In Portogallo il vento che arriva da sud-ovest si chiama Garbin perché arriva da Al’Garb, antico nome dell’Africa; è il Libeccio Mezzogiorno. A testimonianza di ciò c’è anche il racconto che Pietro Querini fa del suo naufragio nell’arcipelago norvegese delle isole Lofoten. Passata la Rocca di Gibilterra e superato Capo San Vincenzo in favore di Agione – il vento da nord-est che arriva dalla costa portoghese – egli si diresse in pieno Atlantico verso le Canarie.
Ciò avvenne nel 1431, sessant’uno anni prima della scoperta delle Americhe e il fatto di navigare verso isole sconosciute non rendeva certo tranquillo l’equipaggio del patrizio veneziano Querini. “Pure piacque a Dio di porgermi rimedio e conforto, aiutandomi il vento in segno di garbino; per ritrovare la tanto desiderata terra drizzammo prora e vela verso il greco, e per due giorni quasi in poppa andavamo con le vele alzate”. Non sapeva di essere entrato in un Aliseo. Di lì a poco giunse nel porto di Lisbona, e poi il naufragio con la scoperta del baccalà!
Per una malaccorta interpretazione della scala, Beaufort accomuna tutte le brezze che arrivano da southwest nel generale e mediterraneo nome di Libeccio o Garbino, sinonimi di un vento proveniente da una improbabile Libia, con folate che nel Golfo del Leone si osservano arrivare dal sud-ovest della Francia dove si insinua tra le lapidi dei cimiteri marini.

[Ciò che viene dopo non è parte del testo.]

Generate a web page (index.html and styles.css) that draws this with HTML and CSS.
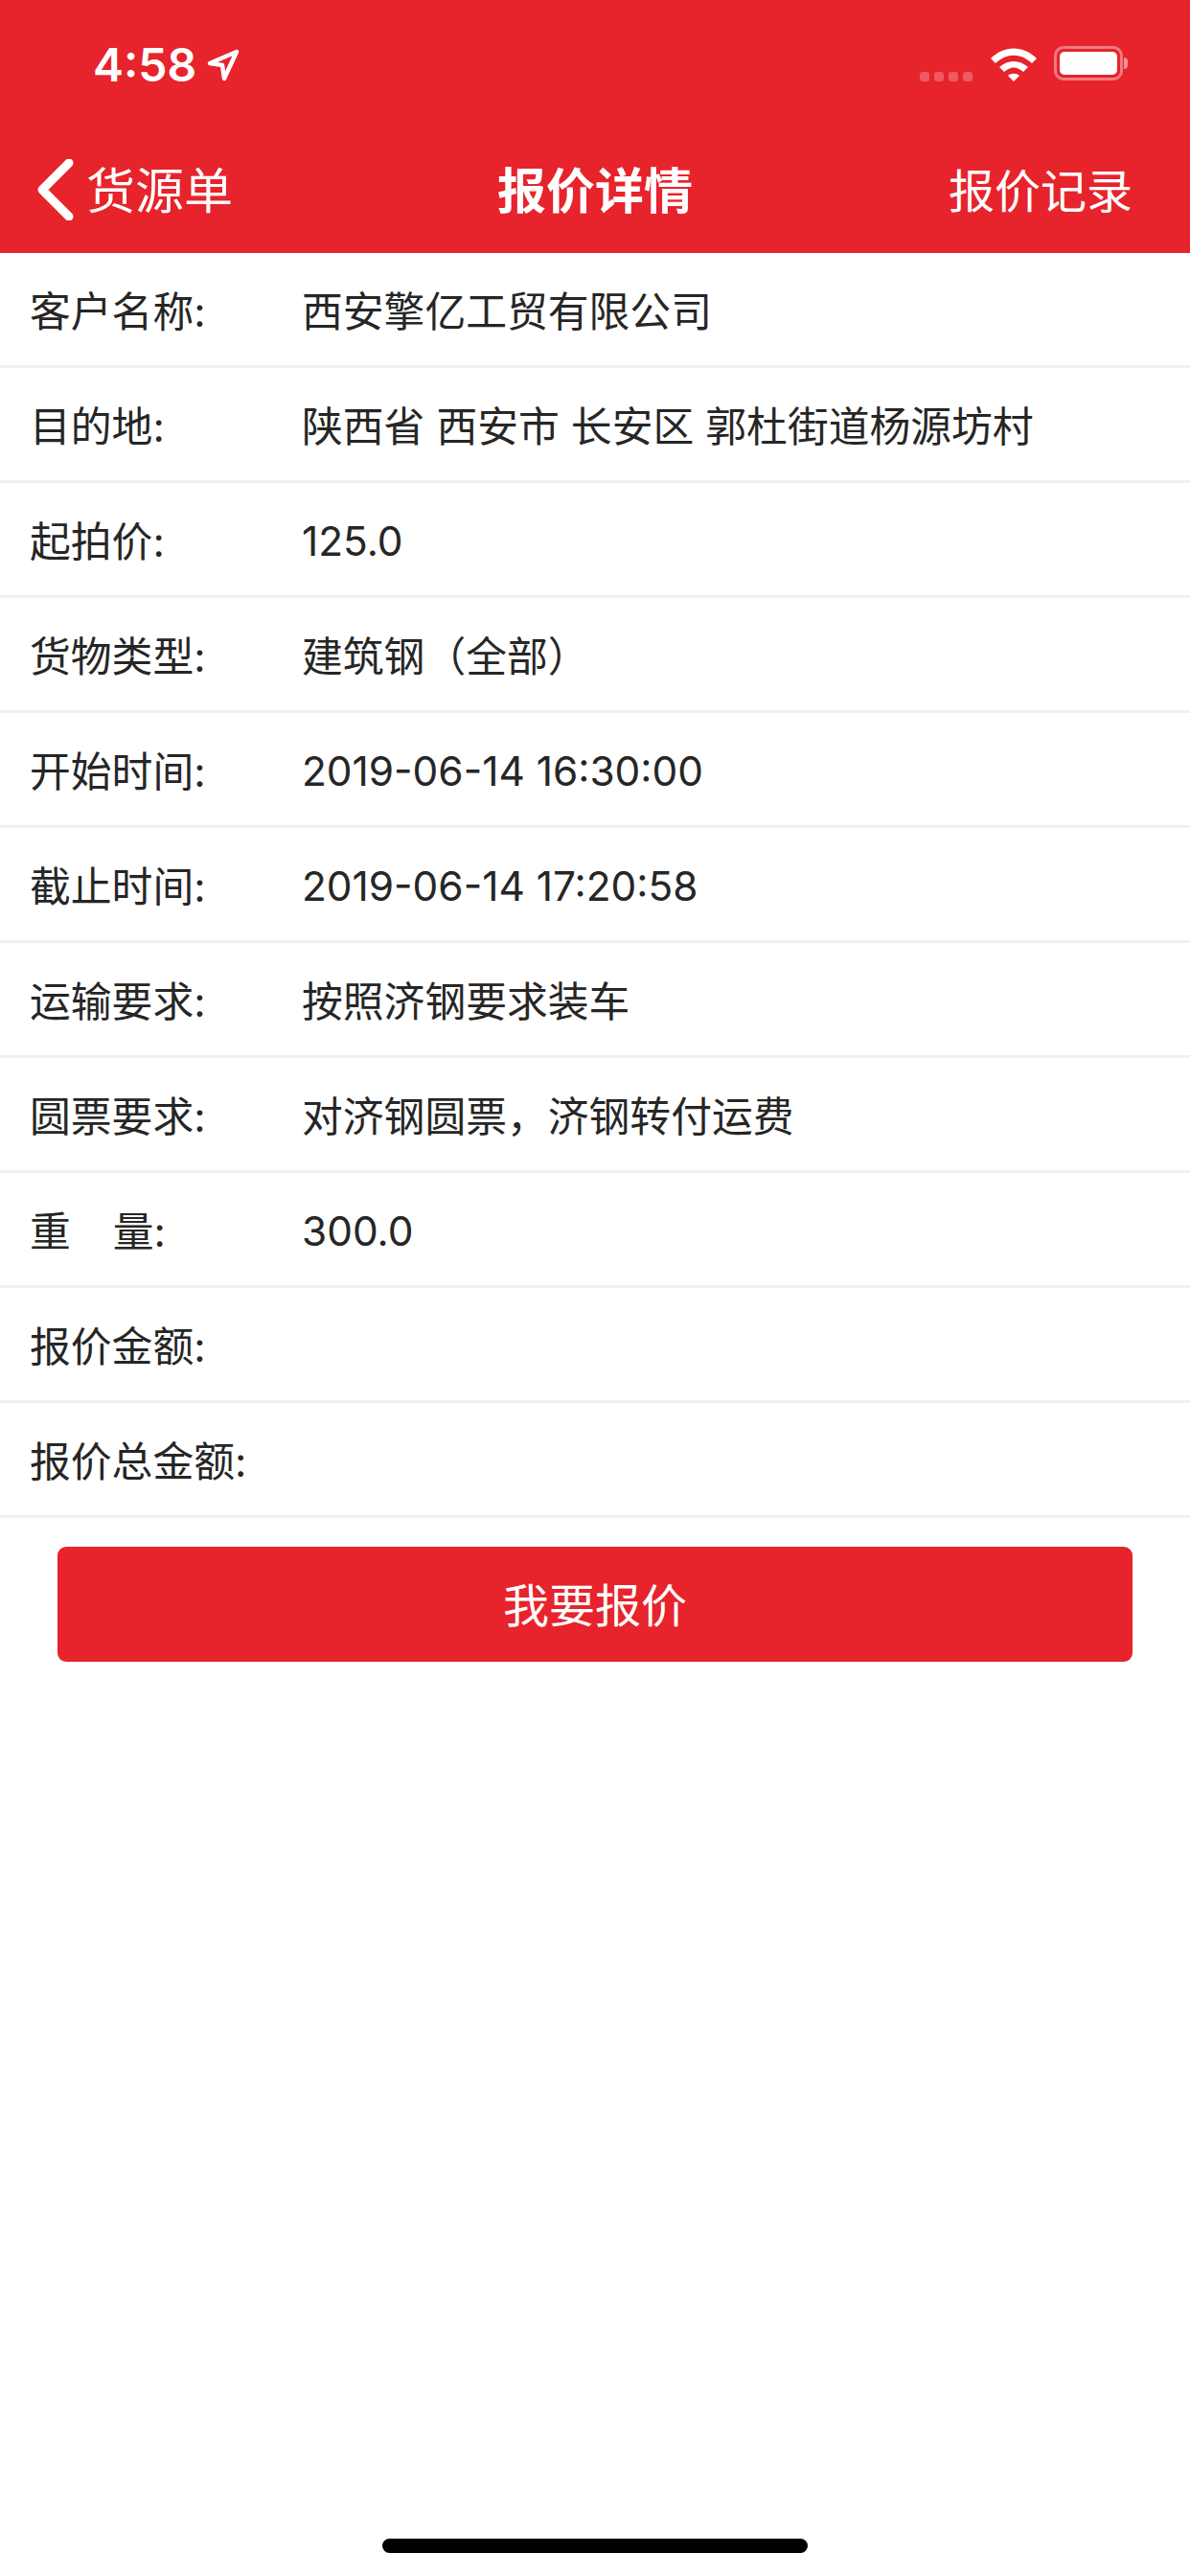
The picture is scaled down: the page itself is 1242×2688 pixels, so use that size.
FILE: index.html
```html
<!DOCTYPE html>
<html lang="zh-CN">
<head>
    <meta charset="UTF-8">
    <meta name="viewport" content="width=device-width, initial-scale=1.0">
    <title>报价详情</title>
    <link rel="stylesheet" href="styles.css">
</head>
<body>

<div class="page">
    <div class="header">
        <div class="status-bar">
            <div class="status-left">
                <span class="time">4:58</span>
                <svg class="location" width="34" height="34" viewBox="0 0 34 34">
                    <path d="M3 15 L31 3 L18 31 L16 17 Z" fill="none" stroke="#fff" stroke-width="4.5" stroke-linejoin="round"/>
                </svg>
            </div>
            <div class="status-right">
                <div class="signal">
                    <span></span><span></span><span></span><span></span>
                </div>
                <svg class="wifi" width="50" height="36" viewBox="0 0 50 36">
                    <path d="M1 12 C15 -2 35 -2 49 12 L44 17 C32 6 18 6 6 17 Z" fill="#fff"/>
                    <path d="M10 21 C19 13 31 13 40 21 L35 26 C28 20 22 20 15 26 Z" fill="#fff"/>
                    <path d="M19 30 C22 27 28 27 31 30 L25 36 Z" fill="#fff"/>
                </svg>
                <div class="battery">
                    <div class="battery-body"><div class="battery-level"></div></div>
                    <div class="battery-cap"></div>
                </div>
            </div>
        </div>
        <div class="nav-bar">
            <div class="nav-back">
                <svg width="40" height="64" viewBox="0 0 40 64">
                    <path d="M34 4 L6 32 L34 60" fill="none" stroke="#fff" stroke-width="9" stroke-linecap="round" stroke-linejoin="round"/>
                </svg>
                <span>货源单</span>
            </div>
            <div class="nav-title">报价详情</div>
            <div class="nav-right">报价记录</div>
        </div>
    </div>

    <div class="detail-list">
        <div class="row"><div class="label">客户名称:</div><div class="value">西安擎亿工贸有限公司</div></div>
        <div class="row"><div class="label">目的地:</div><div class="value">陕西省 西安市 长安区 郭杜街道杨源坊村</div></div>
        <div class="row"><div class="label">起拍价:</div><div class="value value-num">125.0</div></div>
        <div class="row"><div class="label">货物类型:</div><div class="value">建筑钢（全部）</div></div>
        <div class="row"><div class="label">开始时间:</div><div class="value value-num">2019-06-14 16:30:00</div></div>
        <div class="row"><div class="label">截止时间:</div><div class="value value-num">2019-06-14 17:20:58</div></div>
        <div class="row"><div class="label">运输要求:</div><div class="value">按照济钢要求装车</div></div>
        <div class="row"><div class="label">圆票要求:</div><div class="value">对济钢圆票，济钢转付运费</div></div>
        <div class="row"><div class="label label-spread"><span>重</span><span>量:</span></div><div class="value value-num">300.0</div></div>
        <div class="row"><div class="label">报价金额:</div><div class="value"></div></div>
        <div class="row"><div class="label">报价总金额:</div><div class="value"></div></div>
    </div>

    <div class="action">
        <div class="quote-btn">我要报价</div>
    </div>

    <div class="home-bar"></div>
</div>

</body>
</html>
```

FILE: styles.css
```css
body {
    margin: 0;
    background-color: #fff;
    font-family: Inter, "Noto Sans CJK SC", sans-serif;
}
.page {
    width: 1242px;
    height: 2688px;
    display: flex;
    flex-direction: column;
    overflow: hidden;
}
.header {
    height: 264px;
    flex-shrink: 0;
    background: #E7232C;
    color: #fff;
}
.status-bar {
    height: 132px;
    display: flex;
    justify-content: space-between;
    padding: 48px 65px 0 97px;
    box-sizing: border-box;
}
.status-left {
    display: flex;
    align-items: flex-start;
    gap: 11px;
}
.time {
    font-size: 48px;
    font-weight: 600;
    line-height: 40px;
}
.location {
    margin-top: 3px;
}
.status-right {
    display: flex;
    align-items: flex-start;
}
.signal {
    display: flex;
    gap: 5px;
    margin-top: 27px;
    margin-right: 18px;
}
.signal span {
    width: 10px;
    height: 10px;
    border-radius: 3px;
    background: rgba(255, 255, 255, 0.25);
}
.wifi {
    margin-top: 1px;
    margin-right: 17px;
}
.battery {
    display: flex;
    align-items: center;
}
.battery-body {
    width: 72px;
    height: 36px;
    box-sizing: border-box;
    border: 3px solid rgba(255, 255, 255, 0.4);
    border-radius: 10px;
    padding: 3px;
}
.battery-level {
    height: 100%;
    background: #fff;
    border-radius: 5px;
}
.battery-cap {
    width: 4px;
    height: 12px;
    margin-left: 1px;
    background: rgba(255, 255, 255, 0.5);
    border-radius: 0 6px 6px 0;
}
.nav-bar {
    height: 132px;
    box-sizing: border-box;
    display: flex;
    align-items: center;
    justify-content: space-between;
    padding: 0 60px 4px 38px;
}
.nav-back {
    width: 342px;
    display: flex;
    align-items: center;
    gap: 12px;
    font-size: 51px;
}
.nav-back svg {
    margin-top: 4px;
}
.nav-title {
    font-size: 51px;
    font-weight: bold;
}
.nav-right {
    width: 320px;
    text-align: right;
    font-size: 48px;
}
.row {
    height: 120px;
    box-sizing: border-box;
    display: flex;
    align-items: center;
    padding: 0 0 2px 31px;
    border-bottom: 3px solid #F1F1F1;
    font-size: 42.8px;
    color: #262626;
}
.label {
    width: 284px;
    flex-shrink: 0;
}
.label-spread {
    display: flex;
    gap: 44px;
}
.value-num {
    margin-top: 6px;
    font-size: 42.4px;
}
.action {
    padding: 30px 60px 0;
}
.quote-btn {
    height: 120px;
    box-sizing: border-box;
    padding-bottom: 4px;
    display: flex;
    align-items: center;
    justify-content: center;
    background: #E7232C;
    border-radius: 9px;
    color: #fff;
    font-size: 48px;
}
.home-bar {
    width: 444px;
    height: 15px;
    margin: auto auto 24px;
    background: #000;
    border-radius: 8px;
}
```
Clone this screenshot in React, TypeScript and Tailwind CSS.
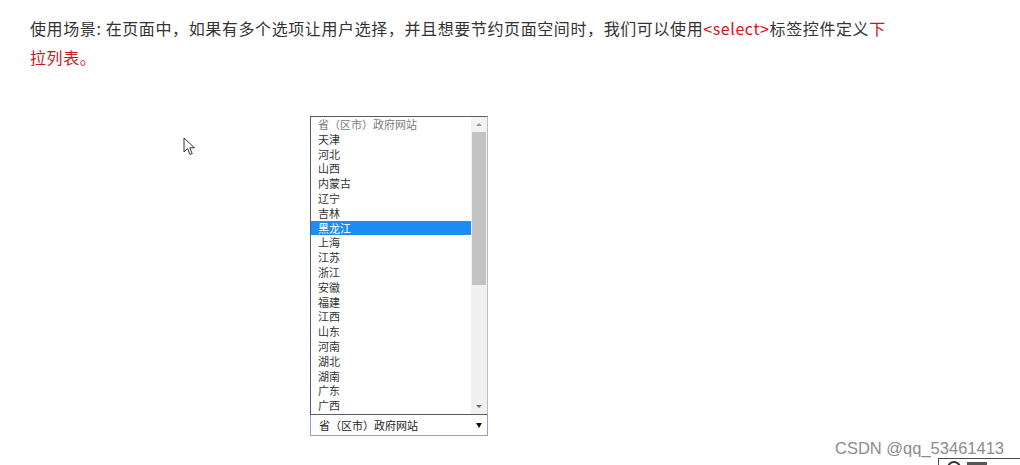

“Si alza il vento, bisogna tentare di vivere” scriverà Paul Valéry nel suo Le cimetière marin. Alla sua morte il cimitero di Saint-Charles a Sète, il secondo porto della Francia nel Mediterraneo dopo Marsiglia, fu ribattezzato “Cimitero marino” e lì fu sepolto lo scrittore. Qualche anno più tardi, il cantautore Georges Brassens – concittadino di Paul Valéry – compose Supplique pour étre enterré à la plage de Sète […]. Chiedeva di essere tumulato sulla spiaggia di Sète, così da avere una sepoltura ancora più esposta al vento.